What the meeting costs in actual numbers.

Here is a conservative model.

Your team spends eight hours per week in alignment meetings that produce no decisions. Twelve people in the room average. That is 96 person-hours per week. At a blended fully-loaded cost of $80 per hour for a mid-market marketing team, that is $7,680 per week. $400,000 per year. Spent on meetings that end with "let's take this offline."

That is before you account for the campaigns that did not launch, the tests that did not run, the channels that did not get funded because the budget conversation got pushed to next sprint seventeen times in a row.

The intern who quietly built the winning strategy that nobody approved is not in that calculation either.

The fix is not fewer meetings.

The fix is meetings with a single named decision-maker in the room who has the authority and the mandate to decide before the meeting ends.

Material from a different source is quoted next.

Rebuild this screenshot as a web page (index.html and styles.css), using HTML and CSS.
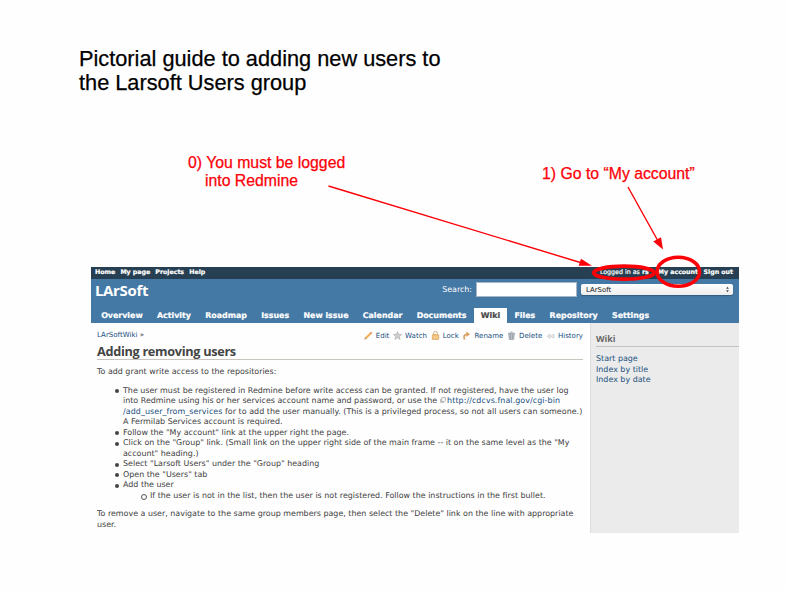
FILE: index.html
```
<!DOCTYPE html>
<html lang="en">
<head>
<meta charset="utf-8">
<title>Adding new users to the Larsoft Users group</title>
<link rel="stylesheet" href="styles.css">
</head>
<body>
<main class="slide">
  <h1 class="title">Pictorial guide to adding new users to<br>the Larsoft Users group</h1>
  <div class="notes">
    <p class="note note-login">0) You must be logged<br><span class="indent">into Redmine</span></p>
    <p class="note note-account">1) Go to “My account”</p>
  </div>
  <section class="app">
    <nav class="topbar">
      <a>Home</a><a>My page</a><a>Projects</a><a>Help</a>
      <span class="logged">Logged in as <b>rs</b></span><a class="t-account">My account</a><a class="t-out">Sign out</a>
    </nav>
    <header class="header">
      <div class="brand-row">
        <h2 class="brand">LArSoft</h2>
        <span class="search-label">Search:</span>
        <span class="search"></span>
        <span class="select"><span>LArSoft</span><svg width="5" height="7" viewBox="0 0 5 7"><path d="M2.5 .7 3.900 2.700H1.100zM2.500 6.300 3.900 4.300H1.100z" fill="#444"/></svg></span>
      </div>
      <nav class="tabs">
        <a>Overview</a><a>Activity</a><a>Roadmap</a><a>Issues</a><a>New issue</a><a>Calendar</a><a>Documents</a><a class="active">Wiki</a><a>Files</a><a>Repository</a><a>Settings</a>
      </nav>
    </header>
    <div class="body">
      <article class="content">
        <div class="crumbs">
          <span class="crumb"><a>LArSoftWiki</a> »</span>
          <div class="actions">
            <svg class="icon" viewBox="0 0 9 9"><path d="M1.2 7.8 6.8 2.2" stroke="#f3b04e" stroke-width="2"/><path d="M6.400 2.600 7.600 1.400" stroke="#e58a70" stroke-width="2"/><path d="M.4 8.600 1 6.600 2.400 8z" fill="#ad8464"/></svg><a>Edit</a>
            <svg class="icon" viewBox="0 0 9 9"><path d="M4.500.5 5.600 3.300 8.600 3.500 6.300 5.400 7.100 8.400 4.500 6.800 1.900 8.400 2.700 5.400.4 3.500 3.400 3.300z" fill="#d0d0d0" stroke="#aaa" stroke-width=".6"/></svg><a>Watch</a>
            <svg class="icon" viewBox="0 0 9 9"><path d="M2.500 4V2.500a2 2 0 0 1 4 0V4" fill="none" stroke="#c9ad83"/><rect x="1.300" y="3.600" width="6.400" height="5" rx=".8" fill="#f0bd71" stroke="#cf9650" stroke-width=".6"/><path d="M2 5.300h5M2 7h5" stroke="#f9dda9" stroke-width=".6"/></svg><a>Lock</a>
            <svg class="icon" viewBox="0 0 9 9"><path d="M2.600 8.500Q.8 3.300 5 3.300" fill="none" stroke="#d9a06a" stroke-width="1.800"/><path d="M4.400.5 8 3.200 4.400 6z" fill="#df9f59"/></svg><a>Rename</a>
            <svg class="icon" viewBox="0 0 9 9"><path d="M1.800 3H7.200L6.700 8.400H2.300z" fill="#c8cbd0" stroke="#888e98" stroke-width=".7"/><path d="M1 2.300H8M3.400 1H5.600M3.600 4V7.600M5.400 4V7.600" stroke="#888e98" stroke-width=".8"/></svg><a>Delete</a>
            <svg class="icon" viewBox="0 0 9 9"><path d="M4.200 3 1 5.200 4.200 7.400zM8 3 4.800 5.200 8 7.400z" fill="#e5e7e9" stroke="#b9bec3" stroke-width=".5"/></svg><a>History</a>
          </div>
        </div>
        <h3 class="heading">Adding removing users</h3>
        <p class="intro">To add grant write access to the repositories:</p>
        <ul class="steps">
          <li>The user must be registered in Redmine before write access can be granted. If not registered, have the user log<br>into Redmine using his or her services account name and password, or use the <svg class="ext" viewBox="0 0 6 6"><path d="M1.700.6H5.400V3.400L4.400 4.400H1.700zM.6 2V5.400H4" fill="none" stroke="#999" stroke-width=".7"/></svg><a class="link">http://cdcvs.fnal.gov/cgi-bin<br>/add_user_from_services</a><span class="wide"> for to add the user manually. (This is a privileged process, so not all users can someone.)</span><br>A Fermilab Services account is required.</li>
          <li>Follow the "My account" link at the upper right the page.</li>
          <li>Click on the "Group" link. (Small link on the upper right side of the main frame -- it on the same level as the "My<br>account" heading.)</li>
          <li>Select "Larsoft Users" under the "Group" heading</li>
          <li>Open the "Users" tab</li>
          <li>Add the user
            <ul><li>If the user is not in the list, then the user is not registered. Follow the instructions in the first bullet.</li></ul>
          </li>
        </ul>
        <p class="outro">To remove a user, navigate to the same group members page, then select the "Delete" link on the line with appropriate<br>user.</p>
      </article>
      <aside class="sidebar">
        <h4>Wiki</h4>
        <a>Start page</a><a>Index by title</a><a>Index by date</a>
      </aside>
    </div>
  </section>
  <svg class="marks" width="786" height="590" viewBox="0 0 786 590">
    <g fill="none" stroke="#fb0007">
      <path d="M328.500 186 582 263M628 187 658 241" stroke-width="1.400"/>
      <ellipse cx="624" cy="272.700" rx="30.300" ry="6.500" stroke-width="3.700"/>
      <ellipse cx="678.300" cy="271.800" rx="21.300" ry="14.500" stroke-width="3.500"/>
    </g>
    <path d="M592 265.700 578.700 265.800 581 258.800zM663 249.500 653.300 241.500 661 237.300z" fill="#fb0007"/>
  </svg>
</main>
</body>
</html>
```
FILE: styles.css
```
* { box-sizing: border-box; }
body { margin: 0; background: #fefefe; }
h1, h2, h3, h4, p, ul { margin: 0; padding: 0; font-weight: normal; }
.slide { position: relative; width: 786px; height: 590px; padding: 47px 47px 0 79px; overflow: hidden; font-family: "Liberation Sans", Arial, sans-serif; white-space: nowrap; }
.title { font-size: 21.75px; line-height: 24px; height: 107px; color: #000; -webkit-text-stroke: .25px #000; }
.notes { display: flex; height: 113px; padding-left: 109px; }
.note { font-size: 15.8px; line-height: 18px; color: #fb0007; -webkit-text-stroke: .25px #fb0007; }
.note-login { width: 354px; }
.note-account { padding-top: 11px; }
.indent { padding-left: 17px; }
.app { width: 648px; height: 266px; margin-left: 12px; font-family: "DejaVu Sans", Verdana, sans-serif; font-size: 7.95px; color: #404040; }
.app a { color: #205080; }
.topbar { display: flex; height: 12px; padding: 0 6px 0 4px; background: #273f52; color: #fff; line-height: 10px; font-size: 6.3px; -webkit-text-stroke: .2px #fff; }
.topbar a { color: #fff; font-weight: bold; margin-right: 5.1px; font-size: 6.25px; }
.topbar .t-account { margin-right: 5.5px; }
.topbar .t-out { margin-right: 0; }
.logged { margin-left: auto; margin-right: 9px; }
.header { height: 44px; background: #4478a5; color: #fff; }
.brand-row { display: flex; height: 29px; padding: 3px 6px 0 4px; }
.brand { flex: 1; font: bold 15px/18px "Open Sans", "Noto Sans", sans-serif; letter-spacing: -.35px; margin-top: -1px; }
.search-label { line-height: 15px; font-size: 7.9px; margin-right: 4px; }
.search { width: 101px; height: 15px; background: #fff; border: 1px solid #a9b6c3; margin-right: 4px; }
.select { display: flex; justify-content: space-between; align-items: center; width: 152px; height: 11px; margin-top: 2px; padding: 0 3px 0 5px; background: linear-gradient(#fff, #eee); border-radius: 2px; color: #111; box-shadow: 0 1px 1px #345b7d; font-size: 6.9px; }
.tabs { display: flex; height: 15px; padding-left: 3px; }
.tabs a { padding: 0 7.13px; line-height: 16px; font-size: 7.9px; font-weight: bold; color: #fff; -webkit-text-stroke: .2px #fff; }
.tabs .active { background: #fefefe; color: #484848; -webkit-text-stroke: .2px #484848; }
.body { display: flex; height: 210px; }
.content { width: 499px; padding: 6px 7px 0 6px; }
.crumbs { display: flex; justify-content: space-between; height: 14px; line-height: 12px; font-size: 7.05px; }
.actions { display: flex; align-items: center; height: 13px; }
.icon { width: 9px; height: 9px; margin: 0 3px 0 3.7px; }
.heading { height: 17px; border-bottom: 1px solid #c9c4bd; font: bold 12.700px/16px "Open Sans", "Noto Sans", sans-serif; letter-spacing: -.3px; color: #444; }
.intro { line-height: 10.5px; padding-top: 7px; }
.steps { padding: 8px 0 0 26px; line-height: 10.5px; list-style: none; }
.steps li { position: relative; }
.steps > li::before { content: ""; position: absolute; left: -8px; top: 3.5px; width: 4px; height: 4px; border-radius: 50%; background: #444; }
.steps ul { padding-left: 27px; list-style: none; }
.steps ul li::before { content: ""; position: absolute; left: -9px; top: 3.5px; width: 4px; height: 4px; border-radius: 50%; border: 1px solid #555; }
.ext { width: 6px; height: 6px; margin-right: 1.5px; }
.link { letter-spacing: .07px; }
.wide { letter-spacing: .03px; }
.outro { line-height: 10.5px; padding-top: 8px; }
.sidebar { flex: 1; padding: 10px 0 0 5px; background: #ebebeb; border-left: 1px solid #ddd; font-size: 7.95px; }
.sidebar h4 { height: 14px; margin-bottom: 7px; border-bottom: 1px solid #c4c2bf; font: bold 8.800px/13px "Open Sans", sans-serif; color: #666; }
.sidebar a { display: block; line-height: 10.5px; }
.marks { position: absolute; left: 0; top: 0; }
```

Every meeting has one question it exists to answer. Write that question in the invite. If nobody in the room can answer it, cancel the meeting and reschedule with someone who can.

If the answer to the question is "we need more information before we can decide," that is a valid outcome. Write down exactly what information is needed, who is getting it, and by when. That meeting took fifteen minutes. Schedule the next one when the information exists.

The rest is just expensive noise with a calendar invite.

Rob

P.S. "Before we scale this channel, we should probably align on the framework for evaluating alignment." Someone said this in a real meeting I was in. The channel was never scaled. I think about it sometimes.